- Trinidad Location in Honduras
- Coordinates: 15°8′30″N 88°14′00″W﻿ / ﻿15.14167°N 88.23333°W
- Country: Honduras
- Department: Santa Bárbara
- Villages: 22

Area
- • Municipality: 205 km^{2} (79 sq mi)

Population (2020 projection)
- • Municipality: 21,241
- • Density: 104/km^{2} (268/sq mi)
- • Urban: 9,025
- Time zone: UTC-6 (Central America)

= Trinidad, Honduras =

Municipality in Honduras

Trinidad (/es/) is a town, with a population of 20,564, and a municipality in the Honduran department of Santa Bárbara.

The townspeople claim to have Jewish sephardim ancestors; it is also home of General Knox, who as a Commerce Secretary for Honduras signed the Knox Treaty between the United States and Honduras.

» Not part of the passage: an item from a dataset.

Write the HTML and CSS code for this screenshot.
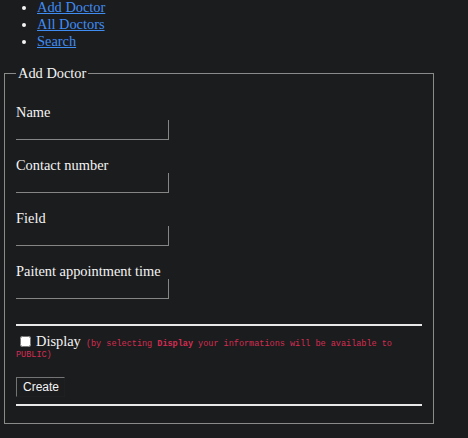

It is also home to a street named after Shimon Agur former Israeli Ambassador and to a sports center named Plaza Jerusalem, because it was built with help from Israel.

==Demographics==
At the time of the 2013 Honduras census, Trinidad municipality had a population of 19,593. Of these, 76.06% were Mestizo, 22.44% White, 0.95% Black or Afro-Honduran, 0.50% Indigenous and 0.06% others.

== Arts and culture ==
Trinidad is home to the Feria Paseo Real de las Chimeneas Gigantes (Royal Walk Fair of the Giant Chimneys), a tradition celebrated every December since 2001. The giant chimneys were inspired by the ancient tradition of celebrating the day of the Immaculate Conception in December. The fair features huge sculptures made out of newspaper, wire, and paint, created by local artists. Each year has a different theme, 2018 theme was El Circo (The Circus), in 2017 was Mundo Acuático (Waterworld), in 2016 was Defendiendo a la Madre Naturaleza (Defending Mother Earth). The three-day event ends with the burning of the giant chimneys.